What Price Liberty? concludes with a richly suggestive meditation on the stand-off between freedom and multicultural sensitivities. One of the most potent threats to freedom now springs from a sense of collective grievance. At the same time, the book is clear that requiring Muslims to sign up for Enlightenment values is just as illiberal as seeking to ban films you haven’t seen because they are rumoured to portray your social group in a less than ideal light. Osama bin Laden is not likely to be persuaded by the likes of Richard Dawkins, and there are some reputable as well as discreditable reasons why he would not be. Moreover, if these are the only alternatives we have to choose between, we are most certainly in big trouble. Liberty and security, Wilson rightly points out, are not opposites to be traded off against each other. Liberty needs a firmly based authority to repel those out to destroy it, and that authority can only be the product of a collective free will.
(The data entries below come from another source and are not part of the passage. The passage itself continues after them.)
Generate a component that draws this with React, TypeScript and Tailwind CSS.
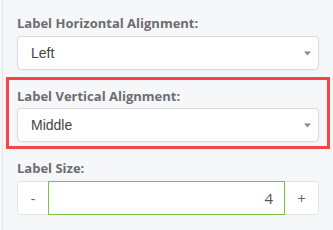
function Caret() {
  return (
    <svg width="7" height="5" viewBox="0 0 7 5" className="shrink-0">
      <path d="M0 0.5h7L3.5 4.5z" fill="#8c8c8c" />
    </svg>
  );
}

function SelectBox({ value }: { value: string }) {
  return (
    <div className="flex h-[34px] items-center justify-between rounded-[4px] border border-[#d9dadc] bg-white pl-[13px] pr-[7px] shadow-[0_1px_1px_rgba(0,0,0,0.04)]">
      <span className="font-['Liberation_Sans',sans-serif] text-[14px] text-[#444]">{value}</span>
      <Caret />
    </div>
  );
}

function Label({ children }: { children: string }) {
  return (
    <div className="font-['Open_Sans',sans-serif] text-[13px] font-bold leading-[18px] text-[#6b6d70]">
      {children}
    </div>
  );
}

export default function App() {
  return (
    <div className="h-[230px] w-[333px] overflow-hidden bg-[#f6f7f9] pl-[2px]">
      <div className="h-full border-l border-[#e4e6e9] pt-[14px]">
        <div className="px-[14px]">
          <Label>Label Horizontal Alignment:</Label>
          <div className="mt-[4px]">
            <SelectBox value="Left" />
          </div>
        </div>

        <div className="mx-[3px] mt-[7px] border-[3px] border-[#f4454b] px-[8px] pb-[4px] pt-[7px]">
          <Label>Label Vertical Alignment:</Label>
          <div className="mt-[3px]">
            <SelectBox value="Middle" />
          </div>
        </div>

        <div className="mt-[10px] px-[14px]">
          <Label>Label Size:</Label>
          <div className="mt-[4px] flex h-[34px] rounded-[4px] border border-[#e2e3e5] bg-white">
            <div className="flex w-[30px] items-center justify-center font-['Open_Sans',sans-serif] text-[14px] text-[#666]">
              -
            </div>
            <div className="-my-px flex flex-1 items-center justify-end border border-[#7cc242] pr-[11px] font-['Open_Sans',sans-serif] text-[15px] text-[#555]">
              4
            </div>
            <div className="flex w-[33px] items-center justify-center font-['Open_Sans',sans-serif] text-[15px] text-[#666]">
              +
            </div>
          </div>
        </div>
      </div>
    </div>
  );
}
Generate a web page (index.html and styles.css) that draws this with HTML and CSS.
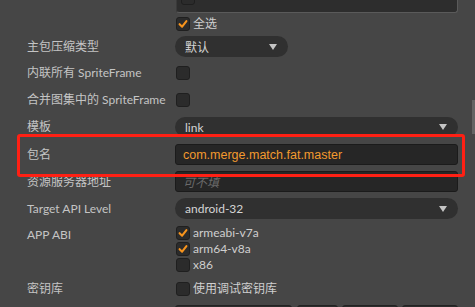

In this sense, one might claim, the reconciliation of these two political goods is known as democracy.

One of the most admirable aspects of What Price Liberty? is its refusal to play the Whiggish game. It is this which sets it apart from Dawkins’s The God Delusion, Christopher Hitchens’s God Is Not Great and A.C. Grayling’s Towards the Light. Without even setting out to do so, Wilson’s book refutes the shop-soiled myth that freedom, having struggled bravely out of the Dark Ages into the bracing air of Western Enlightenment, is now at risk of having its stately march halted by new forms of benightedness creeping in mostly from the East. This reductively linear narrative, with its buoyant faith in universal reason and progress, makes vulgar Marxism look positively sophisticated.

There is, however, no such continuity in British or Western history. As this book demonstrates, liberties wax and wane, one person’s freedom is another’s restraint, political rights may be cancelled by economic ones, what you see as an inalienable right I view as outrageous licence, and civilisation and barbarism march hand-in-hand. Liberal society is one long, interminable wrangle, so that potentially irresolvable conflicts are one of the prices it pays for its pluralism. One may contrast this picture with Grayling’s Towards the Light, which begins with a perfunctory, one-paragraph-long nod to such occasional blemishes on Western freedom as wars and colonialism, and then proceeds to recount a rosy, wonderfully simple-minded version of modern Western history as ‘a long, tough, ultimately (but perhaps only temporarily?) successful struggle or interrelated set of struggles, aimed at the liberation of the individual’.* In this ludicrous Just-So story, liberty was steadily on the increase ‘approximately between the years 1500 and 2000, by which latter time the expansion had ceased and contraction had begun’. This is only a step up from arguing that the Renaissance ended on 3 March 1612, or that modernism got off the ground one rainy September afternoon in 1881. It is notable how rigidly schematic the advocates of plurality, diversity and uniqueness can turn out to be.

It is not that Grayling’s book overlooks the ferocious assaults on freedom which litter our past. It is just that it assumes there is a single, unambiguous good known as freedom, as self-identical and transhistorical as Hegel’s Geist; that it comes in one readily identifiable form; and that all its enemies are external ones, its chief antagonist today being Islamic terrorism. The intellectual history of late modernity, from Marx and Nietzsche to Gramsci and Freud, is one long rebuttal of this secretly consoling case. Ben Wilson understands, as Grayling appears not to, that liberal freedom is not only besieged by foreign foes but also afflicted by grievous internal contradictions. The self-realisation of some is the exploitation of others, so that truly self-consistent liberals, the Thomas Manns and E.M Forsters of this world, must acknowledge the tainted roots of their own liberties. Besides, it is implausible to imagine in a post-Freudian age that the obstacles to our self-realisation are all conveniently on the outside. If they were simply that, we might well have overcome them by now. Grayling works by an old-fashioned model of expression versus repression; but William Blake knew that desire and the Law are secretly in cahoots – that the worm is always already secreted in the bud, that part of what we desire is our own subjugation, and that there is something flawed at the heart of our drive to self-fulfilment which can cause it to fester or go awry. The most arduous form of emancipation is self-emancipation. No political liberty will truly thrive without it, but the barriers in its path are even more formidable than Special Powers acts. In addition to this, liberals and libertarians must confront the unpalatable truth that oppressive political powers flourish by enlisting our impulse to freedom and self-development rather than by brutally extinguishing it.

Liberals who are courageous and clear-sighted enough to turn their liberal gaze on their own position – those, in other words, who are too liberal to rest content with liberalism – find themselves faced with a choice. They can, like Mann and Forster, continue to keep the faith in an ironic awareness of its partly disreputable foundations; or they can recognise that freedom will never cease to be dogged by internal contradictions as long as it is largely defined in free-market, possessive individualist terms. At this point, they may turn their faces to socialism. Socialism is among other things an attempt to extend the ancient republican virtues of civic participation from the political to the social and economic spheres. In pursuing this project, however, it cannot dispense with the vital notion of negative liberty. To that extent, the stout-hearted English yeoman turns out to be right: one of the most priceless of all liberties is just being bloody well left alone.